A Darker Domain (Karen Pirie, #2) (Detective Karen Pirie, #2)

by Val McDermid

Val McDermid, creator of TV’s Wire in the Blood, mixes fact with fiction, dealing with one of the most important and symbolic moments in recent history.

Twenty-five years ago, the daughter of the richest man in Scotland and her baby son were kidnapped and held to ransom. But Catriona Grant ended up dead and little Adam's fate has remained a mystery ever since. When a new clue is discovered in a deserted Tuscan villa – along with grisly evidence of a recent murder – cold case expert DI Karen Pirie is assigned to follow the trail.

She's already working a case from the same year. During the Miners' Strike of 1984, pit worker Mick Prentice vanished. He was presumed to have broken ranks and fled south with other 'scabs'… but Karen finds that the reported events of that night don't add up. Where did he really go? And is there a link to the Grant mystery?
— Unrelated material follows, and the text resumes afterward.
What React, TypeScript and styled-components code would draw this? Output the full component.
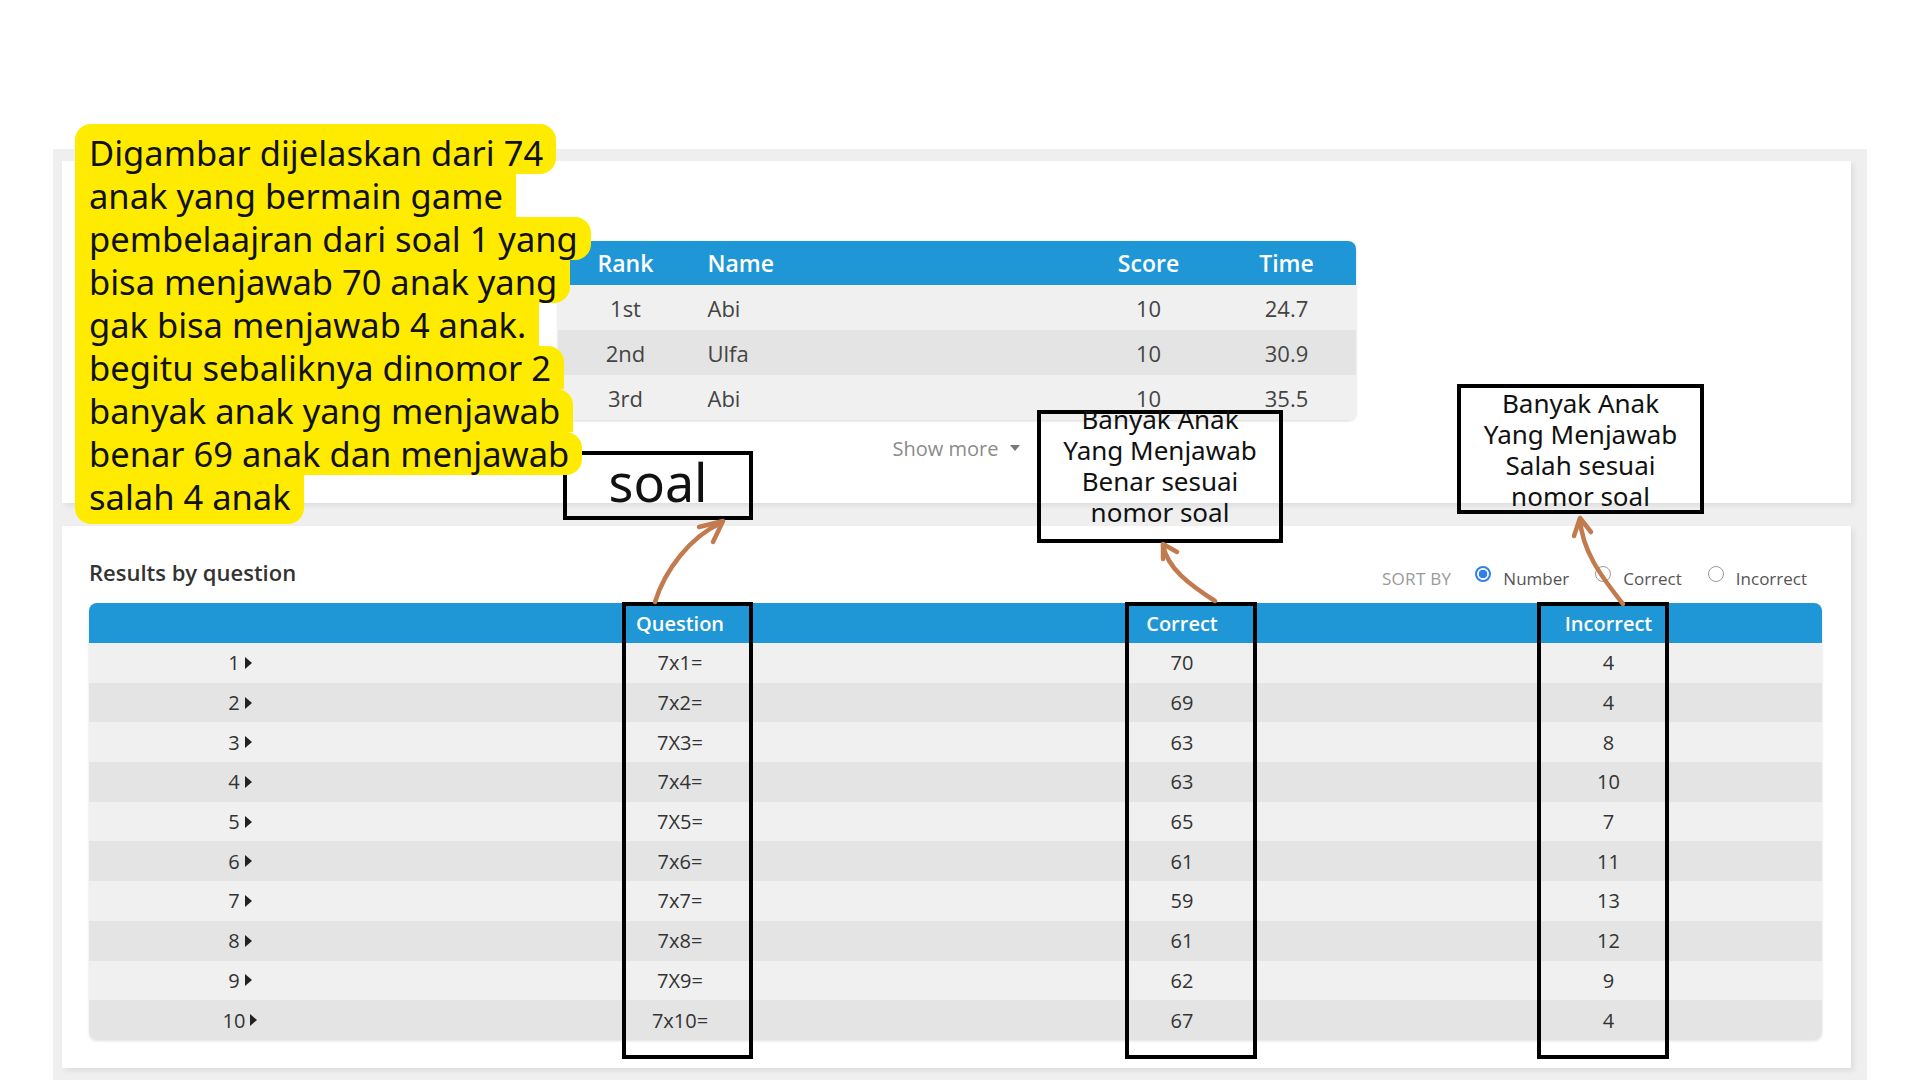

The truth is stranger – and far darker – than fiction.

Reviewed by brokentune on

4 of 5 stars

Share
Karen leaned back in her chair, not liking the answer she came up with, but knowing there would be nothing better coming from the man opposite her. ‘You were a right bunch of fucking cowboys in the old days, weren’t you?’ There was no admiration in her tone.

I don't know what I expected but I did not expect to like this book as much as I did. I gather from a lot of comments and other reviews that this is one of McDermid's weaker offerings but I actually really enjoyed the mix of interlinking stories, each of which had it's own element of suspense:

The search for a donor that is compatible with a sick child.
The disappearance of a man who seemingly one day walks out on his family in the midst of the 1984 miners' strikes.
The journalist in search of a story.
The business oligarch in search of his peace of mind.
And DI Karen Pirie searching for the solutions to all of these puzzles.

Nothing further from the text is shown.